** Start of Supplied material **

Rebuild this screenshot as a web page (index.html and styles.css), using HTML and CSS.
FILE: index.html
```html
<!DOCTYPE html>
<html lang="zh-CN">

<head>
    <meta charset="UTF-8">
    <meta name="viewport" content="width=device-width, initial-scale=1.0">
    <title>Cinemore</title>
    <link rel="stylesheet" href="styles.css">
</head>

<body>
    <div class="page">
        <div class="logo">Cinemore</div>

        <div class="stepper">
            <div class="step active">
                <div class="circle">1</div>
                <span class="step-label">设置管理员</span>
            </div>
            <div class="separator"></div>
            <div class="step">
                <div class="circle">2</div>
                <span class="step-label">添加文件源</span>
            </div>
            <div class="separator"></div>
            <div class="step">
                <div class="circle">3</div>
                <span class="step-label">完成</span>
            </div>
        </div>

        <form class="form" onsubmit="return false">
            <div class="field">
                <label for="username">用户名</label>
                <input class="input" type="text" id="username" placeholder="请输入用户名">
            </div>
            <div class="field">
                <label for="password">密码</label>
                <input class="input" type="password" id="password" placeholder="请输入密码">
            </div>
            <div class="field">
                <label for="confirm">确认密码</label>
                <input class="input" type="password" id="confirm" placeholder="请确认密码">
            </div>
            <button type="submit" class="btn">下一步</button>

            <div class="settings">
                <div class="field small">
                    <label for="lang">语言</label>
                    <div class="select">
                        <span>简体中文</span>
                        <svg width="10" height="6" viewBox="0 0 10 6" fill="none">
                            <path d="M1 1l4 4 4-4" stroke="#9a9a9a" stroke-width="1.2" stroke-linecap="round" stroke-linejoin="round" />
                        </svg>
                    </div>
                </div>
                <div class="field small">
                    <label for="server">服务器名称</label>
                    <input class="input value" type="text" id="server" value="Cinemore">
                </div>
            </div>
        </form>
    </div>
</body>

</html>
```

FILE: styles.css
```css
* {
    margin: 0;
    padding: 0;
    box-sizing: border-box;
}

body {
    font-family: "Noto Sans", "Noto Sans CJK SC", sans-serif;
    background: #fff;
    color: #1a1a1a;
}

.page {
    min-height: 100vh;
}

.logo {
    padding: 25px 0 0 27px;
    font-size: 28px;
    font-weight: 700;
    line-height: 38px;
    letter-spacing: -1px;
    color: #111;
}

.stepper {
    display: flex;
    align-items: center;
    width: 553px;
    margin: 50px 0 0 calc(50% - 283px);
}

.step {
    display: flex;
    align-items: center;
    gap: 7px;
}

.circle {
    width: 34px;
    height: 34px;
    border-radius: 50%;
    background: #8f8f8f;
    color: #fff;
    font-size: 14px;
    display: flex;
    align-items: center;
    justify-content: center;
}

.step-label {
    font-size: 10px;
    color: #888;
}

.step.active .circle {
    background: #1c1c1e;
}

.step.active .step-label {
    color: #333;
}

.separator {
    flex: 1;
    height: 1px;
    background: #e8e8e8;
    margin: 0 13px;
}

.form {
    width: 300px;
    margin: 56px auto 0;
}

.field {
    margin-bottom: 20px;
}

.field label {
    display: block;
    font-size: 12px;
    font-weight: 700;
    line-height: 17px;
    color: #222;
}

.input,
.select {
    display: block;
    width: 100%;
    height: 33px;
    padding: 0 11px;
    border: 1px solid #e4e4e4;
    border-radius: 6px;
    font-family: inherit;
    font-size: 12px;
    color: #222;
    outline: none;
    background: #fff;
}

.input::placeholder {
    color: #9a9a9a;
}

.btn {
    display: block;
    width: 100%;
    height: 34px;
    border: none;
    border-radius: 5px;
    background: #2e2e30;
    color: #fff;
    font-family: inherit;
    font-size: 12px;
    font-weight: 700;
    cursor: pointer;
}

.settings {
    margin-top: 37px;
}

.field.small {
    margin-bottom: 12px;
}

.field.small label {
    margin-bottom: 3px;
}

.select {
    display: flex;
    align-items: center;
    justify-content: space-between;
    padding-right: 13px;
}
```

** End of Supplied material **

Stated task –
Give the data again, exactly as it stands.

Output below –
Rebuild this screenshot as a web page (index.html and styles.css), using HTML and CSS.
FILE: index.html
```html
<!DOCTYPE html>
<html lang="zh-CN">

<head>
    <meta charset="UTF-8">
    <meta name="viewport" content="width=device-width, initial-scale=1.0">
    <title>Cinemore</title>
    <link rel="stylesheet" href="styles.css">
</head>

<body>
    <div class="page">
        <div class="logo">Cinemore</div>

        <div class="stepper">
            <div class="step active">
                <div class="circle">1</div>
                <span class="step-label">设置管理员</span>
            </div>
            <div class="separator"></div>
            <div class="step">
                <div class="circle">2</div>
                <span class="step-label">添加文件源</span>
            </div>
            <div class="separator"></div>
            <div class="step">
                <div class="circle">3</div>
                <span class="step-label">完成</span>
            </div>
        </div>

        <form class="form" onsubmit="return false">
            <div class="field">
                <label for="username">用户名</label>
                <input class="input" type="text" id="username" placeholder="请输入用户名">
            </div>
            <div class="field">
                <label for="password">密码</label>
                <input class="input" type="password" id="password" placeholder="请输入密码">
            </div>
            <div class="field">
                <label for="confirm">确认密码</label>
                <input class="input" type="password" id="confirm" placeholder="请确认密码">
            </div>
            <button type="submit" class="btn">下一步</button>

            <div class="settings">
                <div class="field small">
                    <label for="lang">语言</label>
                    <div class="select">
                        <span>简体中文</span>
                        <svg width="10" height="6" viewBox="0 0 10 6" fill="none">
                            <path d="M1 1l4 4 4-4" stroke="#9a9a9a" stroke-width="1.2" stroke-linecap="round" stroke-linejoin="round" />
                        </svg>
                    </div>
                </div>
                <div class="field small">
                    <label for="server">服务器名称</label>
                    <input class="input value" type="text" id="server" value="Cinemore">
                </div>
            </div>
        </form>
    </div>
</body>

</html>
```

FILE: styles.css
```css
* {
    margin: 0;
    padding: 0;
    box-sizing: border-box;
}

body {
    font-family: "Noto Sans", "Noto Sans CJK SC", sans-serif;
    background: #fff;
    color: #1a1a1a;
}

.page {
    min-height: 100vh;
}

.logo {
    padding: 25px 0 0 27px;
    font-size: 28px;
    font-weight: 700;
    line-height: 38px;
    letter-spacing: -1px;
    color: #111;
}

.stepper {
    display: flex;
    align-items: center;
    width: 553px;
    margin: 50px 0 0 calc(50% - 283px);
}

.step {
    display: flex;
    align-items: center;
    gap: 7px;
}

.circle {
    width: 34px;
    height: 34px;
    border-radius: 50%;
    background: #8f8f8f;
    color: #fff;
    font-size: 14px;
    display: flex;
    align-items: center;
    justify-content: center;
}

.step-label {
    font-size: 10px;
    color: #888;
}

.step.active .circle {
    background: #1c1c1e;
}

.step.active .step-label {
    color: #333;
}

.separator {
    flex: 1;
    height: 1px;
    background: #e8e8e8;
    margin: 0 13px;
}

.form {
    width: 300px;
    margin: 56px auto 0;
}

.field {
    margin-bottom: 20px;
}

.field label {
    display: block;
    font-size: 12px;
    font-weight: 700;
    line-height: 17px;
    color: #222;
}

.input,
.select {
    display: block;
    width: 100%;
    height: 33px;
    padding: 0 11px;
    border: 1px solid #e4e4e4;
    border-radius: 6px;
    font-family: inherit;
    font-size: 12px;
    color: #222;
    outline: none;
    background: #fff;
}

.input::placeholder {
    color: #9a9a9a;
}

.btn {
    display: block;
    width: 100%;
    height: 34px;
    border: none;
    border-radius: 5px;
    background: #2e2e30;
    color: #fff;
    font-family: inherit;
    font-size: 12px;
    font-weight: 700;
    cursor: pointer;
}

.settings {
    margin-top: 37px;
}

.field.small {
    margin-bottom: 12px;
}

.field.small label {
    margin-bottom: 3px;
}

.select {
    display: flex;
    align-items: center;
    justify-content: space-between;
    padding-right: 13px;
}
```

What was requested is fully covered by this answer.